Exercise brief
Exactly the lines from the line holding "Reproduce this screenshot" to the line holding "const [checked, setChecked]", both lines included, are to be echoed; pictures are not.

Listed records
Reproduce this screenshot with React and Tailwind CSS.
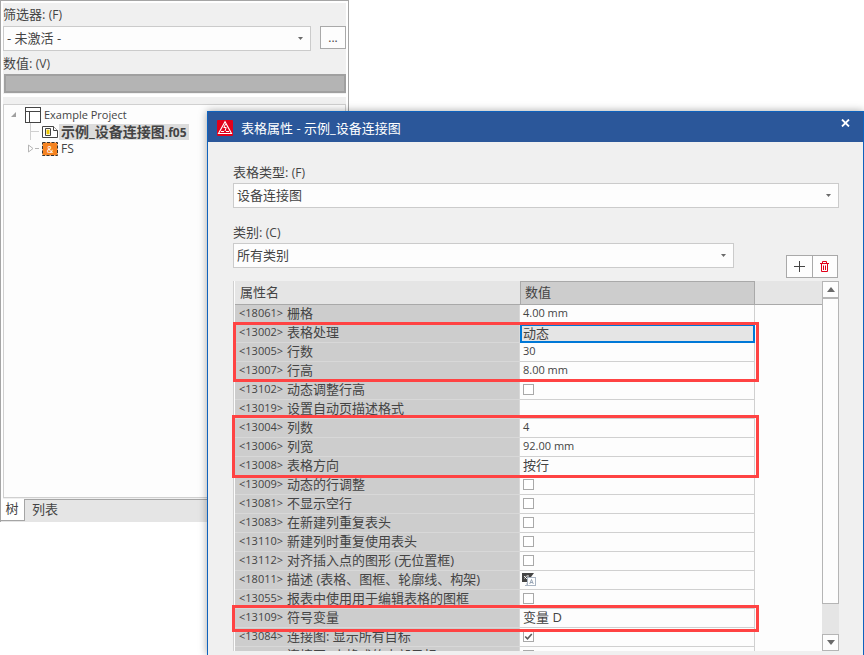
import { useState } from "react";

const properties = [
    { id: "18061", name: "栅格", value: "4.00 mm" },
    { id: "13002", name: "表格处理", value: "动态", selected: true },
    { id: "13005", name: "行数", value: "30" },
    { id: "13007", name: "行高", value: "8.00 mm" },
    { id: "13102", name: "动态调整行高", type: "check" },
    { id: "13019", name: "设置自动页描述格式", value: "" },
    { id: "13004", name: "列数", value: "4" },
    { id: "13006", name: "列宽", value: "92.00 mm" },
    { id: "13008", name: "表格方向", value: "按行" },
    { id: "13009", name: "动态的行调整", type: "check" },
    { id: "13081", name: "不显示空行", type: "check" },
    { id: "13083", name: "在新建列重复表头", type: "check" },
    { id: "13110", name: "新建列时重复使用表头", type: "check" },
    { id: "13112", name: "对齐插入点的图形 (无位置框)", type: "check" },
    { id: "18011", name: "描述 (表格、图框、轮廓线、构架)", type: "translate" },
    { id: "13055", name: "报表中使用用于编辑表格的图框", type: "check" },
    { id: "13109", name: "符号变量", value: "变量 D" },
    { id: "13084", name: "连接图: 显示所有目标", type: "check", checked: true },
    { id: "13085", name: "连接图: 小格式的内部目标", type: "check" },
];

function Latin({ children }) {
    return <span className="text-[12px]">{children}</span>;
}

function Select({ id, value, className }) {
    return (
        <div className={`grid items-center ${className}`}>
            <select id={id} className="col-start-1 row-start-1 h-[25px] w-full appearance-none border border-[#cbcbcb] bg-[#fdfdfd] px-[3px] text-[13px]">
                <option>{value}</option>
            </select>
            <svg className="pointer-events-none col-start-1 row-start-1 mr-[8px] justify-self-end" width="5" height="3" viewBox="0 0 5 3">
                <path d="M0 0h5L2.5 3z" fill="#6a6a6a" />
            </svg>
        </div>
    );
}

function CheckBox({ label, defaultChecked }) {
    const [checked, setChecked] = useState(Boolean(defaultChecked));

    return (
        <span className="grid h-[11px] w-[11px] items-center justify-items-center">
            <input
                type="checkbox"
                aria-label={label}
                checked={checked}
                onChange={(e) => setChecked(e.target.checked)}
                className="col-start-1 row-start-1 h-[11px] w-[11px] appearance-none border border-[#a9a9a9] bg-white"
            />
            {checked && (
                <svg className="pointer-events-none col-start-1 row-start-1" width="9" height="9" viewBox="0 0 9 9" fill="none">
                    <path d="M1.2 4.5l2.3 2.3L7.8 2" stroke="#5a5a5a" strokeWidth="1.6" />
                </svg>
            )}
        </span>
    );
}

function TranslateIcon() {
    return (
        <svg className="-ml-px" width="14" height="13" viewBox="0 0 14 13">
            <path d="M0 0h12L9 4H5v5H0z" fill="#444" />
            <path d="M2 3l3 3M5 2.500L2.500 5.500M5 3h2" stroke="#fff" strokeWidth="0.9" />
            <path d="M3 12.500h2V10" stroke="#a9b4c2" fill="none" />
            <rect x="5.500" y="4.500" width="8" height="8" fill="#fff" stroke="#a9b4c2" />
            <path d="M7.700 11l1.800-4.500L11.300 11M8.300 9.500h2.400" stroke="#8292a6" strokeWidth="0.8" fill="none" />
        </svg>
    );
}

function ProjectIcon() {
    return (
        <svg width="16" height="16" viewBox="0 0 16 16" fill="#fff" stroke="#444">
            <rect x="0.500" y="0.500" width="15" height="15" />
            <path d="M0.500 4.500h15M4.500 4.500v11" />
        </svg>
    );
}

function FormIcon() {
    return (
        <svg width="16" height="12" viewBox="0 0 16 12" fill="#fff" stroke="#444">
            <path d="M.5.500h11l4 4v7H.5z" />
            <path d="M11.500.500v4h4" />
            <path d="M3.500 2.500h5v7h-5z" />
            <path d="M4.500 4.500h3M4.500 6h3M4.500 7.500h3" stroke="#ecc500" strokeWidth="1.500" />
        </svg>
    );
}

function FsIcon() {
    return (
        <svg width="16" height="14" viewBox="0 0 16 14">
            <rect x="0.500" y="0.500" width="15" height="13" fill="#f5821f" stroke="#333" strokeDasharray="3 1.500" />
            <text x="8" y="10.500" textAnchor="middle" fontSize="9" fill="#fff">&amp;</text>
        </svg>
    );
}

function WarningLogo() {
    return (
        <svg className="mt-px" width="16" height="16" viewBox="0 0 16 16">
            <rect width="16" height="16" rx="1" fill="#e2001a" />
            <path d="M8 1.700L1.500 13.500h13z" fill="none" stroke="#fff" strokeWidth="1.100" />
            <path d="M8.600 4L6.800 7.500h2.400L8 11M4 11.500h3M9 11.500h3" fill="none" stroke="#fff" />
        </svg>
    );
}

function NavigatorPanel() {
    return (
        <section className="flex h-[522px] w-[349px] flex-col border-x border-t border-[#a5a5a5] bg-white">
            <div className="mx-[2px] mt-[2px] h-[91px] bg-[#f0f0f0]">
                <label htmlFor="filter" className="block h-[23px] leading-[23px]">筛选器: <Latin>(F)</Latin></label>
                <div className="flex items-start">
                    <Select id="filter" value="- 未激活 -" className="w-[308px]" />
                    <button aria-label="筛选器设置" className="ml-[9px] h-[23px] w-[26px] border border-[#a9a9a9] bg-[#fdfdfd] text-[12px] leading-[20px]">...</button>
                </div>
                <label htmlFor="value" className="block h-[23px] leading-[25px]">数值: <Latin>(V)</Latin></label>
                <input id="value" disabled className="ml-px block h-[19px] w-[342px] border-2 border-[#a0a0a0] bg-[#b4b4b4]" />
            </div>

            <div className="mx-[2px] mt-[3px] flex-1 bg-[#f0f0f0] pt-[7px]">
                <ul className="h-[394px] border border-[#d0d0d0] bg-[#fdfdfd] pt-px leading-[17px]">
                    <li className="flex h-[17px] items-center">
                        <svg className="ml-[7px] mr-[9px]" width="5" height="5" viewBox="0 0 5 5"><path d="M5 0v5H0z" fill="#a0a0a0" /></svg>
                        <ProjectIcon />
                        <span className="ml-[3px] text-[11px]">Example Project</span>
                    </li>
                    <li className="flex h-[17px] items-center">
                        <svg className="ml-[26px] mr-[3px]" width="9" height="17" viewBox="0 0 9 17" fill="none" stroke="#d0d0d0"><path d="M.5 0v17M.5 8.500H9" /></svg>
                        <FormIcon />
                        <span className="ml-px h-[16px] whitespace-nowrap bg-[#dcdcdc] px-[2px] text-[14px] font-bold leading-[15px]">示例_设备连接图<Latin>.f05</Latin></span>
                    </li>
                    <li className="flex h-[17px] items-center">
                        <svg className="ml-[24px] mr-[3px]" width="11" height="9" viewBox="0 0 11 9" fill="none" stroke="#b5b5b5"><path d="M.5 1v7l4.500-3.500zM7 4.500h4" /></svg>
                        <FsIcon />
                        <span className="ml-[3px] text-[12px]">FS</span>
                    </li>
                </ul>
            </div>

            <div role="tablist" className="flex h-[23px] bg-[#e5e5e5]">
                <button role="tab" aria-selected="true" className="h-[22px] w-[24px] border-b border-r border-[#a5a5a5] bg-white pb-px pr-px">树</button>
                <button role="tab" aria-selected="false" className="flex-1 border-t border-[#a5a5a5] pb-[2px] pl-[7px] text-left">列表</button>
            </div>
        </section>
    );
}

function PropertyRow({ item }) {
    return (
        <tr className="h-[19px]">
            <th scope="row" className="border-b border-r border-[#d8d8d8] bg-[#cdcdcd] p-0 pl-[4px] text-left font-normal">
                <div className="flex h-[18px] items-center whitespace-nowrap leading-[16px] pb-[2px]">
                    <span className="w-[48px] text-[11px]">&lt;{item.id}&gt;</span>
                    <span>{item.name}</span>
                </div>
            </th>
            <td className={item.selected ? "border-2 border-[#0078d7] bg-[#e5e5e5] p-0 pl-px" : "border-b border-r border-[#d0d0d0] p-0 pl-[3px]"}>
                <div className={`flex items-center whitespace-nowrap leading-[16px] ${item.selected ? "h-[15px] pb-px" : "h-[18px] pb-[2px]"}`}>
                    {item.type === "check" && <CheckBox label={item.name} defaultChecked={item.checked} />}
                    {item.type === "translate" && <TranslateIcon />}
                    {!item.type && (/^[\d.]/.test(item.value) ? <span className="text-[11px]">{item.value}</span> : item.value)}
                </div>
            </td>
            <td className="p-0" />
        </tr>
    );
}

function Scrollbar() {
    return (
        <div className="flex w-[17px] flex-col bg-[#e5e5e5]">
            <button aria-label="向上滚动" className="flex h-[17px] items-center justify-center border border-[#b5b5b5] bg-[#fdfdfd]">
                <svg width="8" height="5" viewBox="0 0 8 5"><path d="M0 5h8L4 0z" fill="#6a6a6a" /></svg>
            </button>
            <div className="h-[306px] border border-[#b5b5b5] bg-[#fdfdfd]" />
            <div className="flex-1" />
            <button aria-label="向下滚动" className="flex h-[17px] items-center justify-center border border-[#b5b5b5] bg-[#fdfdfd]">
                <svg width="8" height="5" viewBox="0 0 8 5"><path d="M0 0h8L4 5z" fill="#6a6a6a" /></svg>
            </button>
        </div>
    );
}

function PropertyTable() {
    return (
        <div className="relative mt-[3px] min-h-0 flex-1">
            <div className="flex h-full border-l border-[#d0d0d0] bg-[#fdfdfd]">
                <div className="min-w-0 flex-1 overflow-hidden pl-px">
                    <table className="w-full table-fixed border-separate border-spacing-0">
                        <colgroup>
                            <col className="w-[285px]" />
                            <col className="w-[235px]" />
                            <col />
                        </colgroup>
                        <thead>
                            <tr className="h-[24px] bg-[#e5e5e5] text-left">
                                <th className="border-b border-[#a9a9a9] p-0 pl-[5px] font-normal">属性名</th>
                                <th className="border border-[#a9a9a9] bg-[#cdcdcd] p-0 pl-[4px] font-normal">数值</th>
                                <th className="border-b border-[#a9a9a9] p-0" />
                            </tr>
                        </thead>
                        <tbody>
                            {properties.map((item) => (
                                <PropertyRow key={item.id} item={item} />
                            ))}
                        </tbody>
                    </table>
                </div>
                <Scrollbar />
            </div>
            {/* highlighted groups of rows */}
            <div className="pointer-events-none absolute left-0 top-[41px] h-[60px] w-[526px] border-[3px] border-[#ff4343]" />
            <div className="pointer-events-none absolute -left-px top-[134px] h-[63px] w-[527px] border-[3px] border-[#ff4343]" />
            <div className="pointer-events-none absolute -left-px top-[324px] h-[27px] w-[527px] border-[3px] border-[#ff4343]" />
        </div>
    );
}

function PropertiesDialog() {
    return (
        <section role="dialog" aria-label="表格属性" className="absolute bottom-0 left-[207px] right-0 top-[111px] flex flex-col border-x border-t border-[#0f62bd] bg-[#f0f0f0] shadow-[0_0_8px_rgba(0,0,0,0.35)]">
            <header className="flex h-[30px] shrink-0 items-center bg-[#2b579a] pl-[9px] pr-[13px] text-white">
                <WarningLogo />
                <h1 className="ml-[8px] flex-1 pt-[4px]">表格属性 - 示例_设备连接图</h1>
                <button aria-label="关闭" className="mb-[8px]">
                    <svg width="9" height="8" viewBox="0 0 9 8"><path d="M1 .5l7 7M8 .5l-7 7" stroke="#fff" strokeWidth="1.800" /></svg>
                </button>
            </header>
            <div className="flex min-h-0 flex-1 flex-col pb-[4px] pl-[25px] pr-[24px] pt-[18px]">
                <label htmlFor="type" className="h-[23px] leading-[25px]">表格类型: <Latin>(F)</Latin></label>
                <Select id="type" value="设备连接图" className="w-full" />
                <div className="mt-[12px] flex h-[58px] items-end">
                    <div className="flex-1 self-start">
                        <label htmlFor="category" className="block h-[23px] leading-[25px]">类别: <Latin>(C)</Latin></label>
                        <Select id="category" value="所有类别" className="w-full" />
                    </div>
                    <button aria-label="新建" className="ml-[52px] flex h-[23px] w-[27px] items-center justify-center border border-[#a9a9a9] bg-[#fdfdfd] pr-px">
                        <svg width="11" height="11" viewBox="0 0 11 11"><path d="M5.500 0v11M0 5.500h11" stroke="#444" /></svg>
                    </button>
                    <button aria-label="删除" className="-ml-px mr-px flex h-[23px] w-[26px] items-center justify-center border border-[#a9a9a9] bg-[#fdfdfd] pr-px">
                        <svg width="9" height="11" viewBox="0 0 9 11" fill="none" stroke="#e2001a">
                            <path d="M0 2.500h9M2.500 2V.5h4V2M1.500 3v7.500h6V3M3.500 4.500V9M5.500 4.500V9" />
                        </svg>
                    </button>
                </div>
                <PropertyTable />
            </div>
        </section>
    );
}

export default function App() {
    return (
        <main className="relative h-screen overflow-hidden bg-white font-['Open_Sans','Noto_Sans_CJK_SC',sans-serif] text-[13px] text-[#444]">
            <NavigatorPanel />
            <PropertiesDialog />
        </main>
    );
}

---

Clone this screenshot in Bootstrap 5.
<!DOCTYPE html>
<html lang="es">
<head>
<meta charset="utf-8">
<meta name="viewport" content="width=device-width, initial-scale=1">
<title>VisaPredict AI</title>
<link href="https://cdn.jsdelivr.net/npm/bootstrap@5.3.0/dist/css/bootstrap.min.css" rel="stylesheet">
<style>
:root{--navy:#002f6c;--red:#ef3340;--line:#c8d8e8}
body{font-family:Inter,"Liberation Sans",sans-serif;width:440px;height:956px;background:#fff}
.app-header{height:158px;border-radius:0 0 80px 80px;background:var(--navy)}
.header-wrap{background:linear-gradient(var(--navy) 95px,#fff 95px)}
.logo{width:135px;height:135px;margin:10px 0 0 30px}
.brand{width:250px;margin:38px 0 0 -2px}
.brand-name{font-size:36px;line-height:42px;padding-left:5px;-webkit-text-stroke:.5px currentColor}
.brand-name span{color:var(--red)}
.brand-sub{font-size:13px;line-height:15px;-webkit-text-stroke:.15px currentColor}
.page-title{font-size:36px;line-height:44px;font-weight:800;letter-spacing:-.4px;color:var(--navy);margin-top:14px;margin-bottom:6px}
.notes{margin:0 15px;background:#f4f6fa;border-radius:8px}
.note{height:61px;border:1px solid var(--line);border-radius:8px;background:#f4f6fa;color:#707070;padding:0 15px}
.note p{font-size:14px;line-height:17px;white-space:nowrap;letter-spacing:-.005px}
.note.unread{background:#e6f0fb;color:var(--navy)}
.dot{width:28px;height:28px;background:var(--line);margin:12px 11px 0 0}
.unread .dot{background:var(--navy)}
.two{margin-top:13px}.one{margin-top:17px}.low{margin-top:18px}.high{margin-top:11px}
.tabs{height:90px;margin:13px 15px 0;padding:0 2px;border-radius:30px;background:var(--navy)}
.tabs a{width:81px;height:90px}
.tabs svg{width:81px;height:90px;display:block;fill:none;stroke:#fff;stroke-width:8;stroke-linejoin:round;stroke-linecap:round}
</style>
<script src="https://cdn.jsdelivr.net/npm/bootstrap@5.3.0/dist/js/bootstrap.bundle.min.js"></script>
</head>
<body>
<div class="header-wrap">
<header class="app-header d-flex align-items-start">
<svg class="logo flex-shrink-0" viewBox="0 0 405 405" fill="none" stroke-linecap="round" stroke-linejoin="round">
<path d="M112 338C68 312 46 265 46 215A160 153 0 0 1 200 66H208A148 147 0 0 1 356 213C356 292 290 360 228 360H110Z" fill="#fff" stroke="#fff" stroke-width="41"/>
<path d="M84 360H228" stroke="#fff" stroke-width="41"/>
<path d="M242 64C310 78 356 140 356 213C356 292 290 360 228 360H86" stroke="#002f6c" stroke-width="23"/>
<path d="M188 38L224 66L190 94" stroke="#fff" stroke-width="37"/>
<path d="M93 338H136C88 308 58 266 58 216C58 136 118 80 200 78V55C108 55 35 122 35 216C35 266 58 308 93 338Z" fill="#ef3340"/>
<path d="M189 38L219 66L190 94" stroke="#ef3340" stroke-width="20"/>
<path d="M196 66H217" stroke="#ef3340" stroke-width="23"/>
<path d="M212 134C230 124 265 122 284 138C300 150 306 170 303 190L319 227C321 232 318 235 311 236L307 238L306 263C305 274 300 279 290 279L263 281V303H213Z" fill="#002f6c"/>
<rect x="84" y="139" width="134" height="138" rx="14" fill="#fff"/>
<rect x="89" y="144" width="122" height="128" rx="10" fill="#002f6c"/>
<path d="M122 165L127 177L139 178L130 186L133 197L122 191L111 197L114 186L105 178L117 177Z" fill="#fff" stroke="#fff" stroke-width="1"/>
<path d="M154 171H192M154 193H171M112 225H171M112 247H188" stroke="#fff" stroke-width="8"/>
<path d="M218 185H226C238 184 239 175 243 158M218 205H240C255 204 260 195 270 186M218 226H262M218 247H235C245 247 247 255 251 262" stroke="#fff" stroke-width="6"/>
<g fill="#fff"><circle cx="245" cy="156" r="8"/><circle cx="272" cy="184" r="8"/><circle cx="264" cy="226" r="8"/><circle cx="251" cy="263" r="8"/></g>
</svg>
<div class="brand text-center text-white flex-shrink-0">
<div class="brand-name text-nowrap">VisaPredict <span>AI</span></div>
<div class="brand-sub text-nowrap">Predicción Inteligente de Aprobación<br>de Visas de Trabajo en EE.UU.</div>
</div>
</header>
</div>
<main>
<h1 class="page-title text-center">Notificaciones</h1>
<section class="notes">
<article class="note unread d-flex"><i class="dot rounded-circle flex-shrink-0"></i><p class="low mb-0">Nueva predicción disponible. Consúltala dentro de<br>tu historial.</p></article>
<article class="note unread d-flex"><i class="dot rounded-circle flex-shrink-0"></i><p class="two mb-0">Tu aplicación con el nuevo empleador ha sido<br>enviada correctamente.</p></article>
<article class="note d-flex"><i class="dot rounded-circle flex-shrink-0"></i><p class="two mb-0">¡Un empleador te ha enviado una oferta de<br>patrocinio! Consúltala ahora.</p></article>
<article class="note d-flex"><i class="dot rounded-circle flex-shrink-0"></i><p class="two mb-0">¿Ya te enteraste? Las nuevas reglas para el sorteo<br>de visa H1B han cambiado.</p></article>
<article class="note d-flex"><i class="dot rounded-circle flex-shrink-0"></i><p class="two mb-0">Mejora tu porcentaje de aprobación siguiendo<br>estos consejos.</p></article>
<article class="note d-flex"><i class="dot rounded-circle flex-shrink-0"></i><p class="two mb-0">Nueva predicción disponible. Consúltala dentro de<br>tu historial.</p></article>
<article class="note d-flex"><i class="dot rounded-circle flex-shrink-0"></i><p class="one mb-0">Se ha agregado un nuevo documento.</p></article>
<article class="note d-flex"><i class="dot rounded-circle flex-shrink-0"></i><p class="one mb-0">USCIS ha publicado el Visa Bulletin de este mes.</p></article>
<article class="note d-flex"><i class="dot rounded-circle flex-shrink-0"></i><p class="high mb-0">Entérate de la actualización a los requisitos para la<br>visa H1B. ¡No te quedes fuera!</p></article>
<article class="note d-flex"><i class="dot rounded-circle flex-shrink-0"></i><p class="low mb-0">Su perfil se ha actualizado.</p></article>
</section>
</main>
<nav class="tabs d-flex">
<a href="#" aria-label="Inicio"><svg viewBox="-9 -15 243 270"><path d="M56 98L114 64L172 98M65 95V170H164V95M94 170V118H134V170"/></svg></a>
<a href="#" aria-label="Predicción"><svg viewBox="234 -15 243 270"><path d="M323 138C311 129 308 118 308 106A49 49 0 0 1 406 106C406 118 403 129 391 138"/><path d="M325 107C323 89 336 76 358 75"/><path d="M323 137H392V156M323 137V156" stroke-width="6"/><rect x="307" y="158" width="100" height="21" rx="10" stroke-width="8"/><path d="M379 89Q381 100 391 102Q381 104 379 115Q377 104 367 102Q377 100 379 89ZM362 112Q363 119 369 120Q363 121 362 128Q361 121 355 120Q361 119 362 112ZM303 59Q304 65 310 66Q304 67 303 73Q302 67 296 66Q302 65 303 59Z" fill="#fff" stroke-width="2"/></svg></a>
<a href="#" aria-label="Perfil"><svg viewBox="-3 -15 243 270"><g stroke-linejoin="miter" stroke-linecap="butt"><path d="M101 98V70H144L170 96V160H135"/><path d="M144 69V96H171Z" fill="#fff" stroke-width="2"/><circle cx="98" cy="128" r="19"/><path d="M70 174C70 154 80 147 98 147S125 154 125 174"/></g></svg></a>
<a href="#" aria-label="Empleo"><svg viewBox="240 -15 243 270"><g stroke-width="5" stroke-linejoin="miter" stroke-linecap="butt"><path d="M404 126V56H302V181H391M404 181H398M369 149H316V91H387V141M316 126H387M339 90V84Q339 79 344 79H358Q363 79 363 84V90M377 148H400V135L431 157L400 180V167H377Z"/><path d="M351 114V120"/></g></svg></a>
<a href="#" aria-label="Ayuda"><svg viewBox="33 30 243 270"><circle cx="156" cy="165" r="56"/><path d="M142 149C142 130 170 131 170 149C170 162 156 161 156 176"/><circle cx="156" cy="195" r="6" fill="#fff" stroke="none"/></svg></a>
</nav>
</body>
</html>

Task result
Reproduce this screenshot with React and Tailwind CSS.
import { useState } from "react";

const properties = [
    { id: "18061", name: "栅格", value: "4.00 mm" },
    { id: "13002", name: "表格处理", value: "动态", selected: true },
    { id: "13005", name: "行数", value: "30" },
    { id: "13007", name: "行高", value: "8.00 mm" },
    { id: "13102", name: "动态调整行高", type: "check" },
    { id: "13019", name: "设置自动页描述格式", value: "" },
    { id: "13004", name: "列数", value: "4" },
    { id: "13006", name: "列宽", value: "92.00 mm" },
    { id: "13008", name: "表格方向", value: "按行" },
    { id: "13009", name: "动态的行调整", type: "check" },
    { id: "13081", name: "不显示空行", type: "check" },
    { id: "13083", name: "在新建列重复表头", type: "check" },
    { id: "13110", name: "新建列时重复使用表头", type: "check" },
    { id: "13112", name: "对齐插入点的图形 (无位置框)", type: "check" },
    { id: "18011", name: "描述 (表格、图框、轮廓线、构架)", type: "translate" },
    { id: "13055", name: "报表中使用用于编辑表格的图框", type: "check" },
    { id: "13109", name: "符号变量", value: "变量 D" },
    { id: "13084", name: "连接图: 显示所有目标", type: "check", checked: true },
    { id: "13085", name: "连接图: 小格式的内部目标", type: "check" },
];

function Latin({ children }) {
    return <span className="text-[12px]">{children}</span>;
}

function Select({ id, value, className }) {
    return (
        <div className={`grid items-center ${className}`}>
            <select id={id} className="col-start-1 row-start-1 h-[25px] w-full appearance-none border border-[#cbcbcb] bg-[#fdfdfd] px-[3px] text-[13px]">
                <option>{value}</option>
            </select>
            <svg className="pointer-events-none col-start-1 row-start-1 mr-[8px] justify-self-end" width="5" height="3" viewBox="0 0 5 3">
                <path d="M0 0h5L2.5 3z" fill="#6a6a6a" />
            </svg>
        </div>
    );
}

function CheckBox({ label, defaultChecked }) {
    const [checked, setChecked] = useState(Boolean(defaultChecked));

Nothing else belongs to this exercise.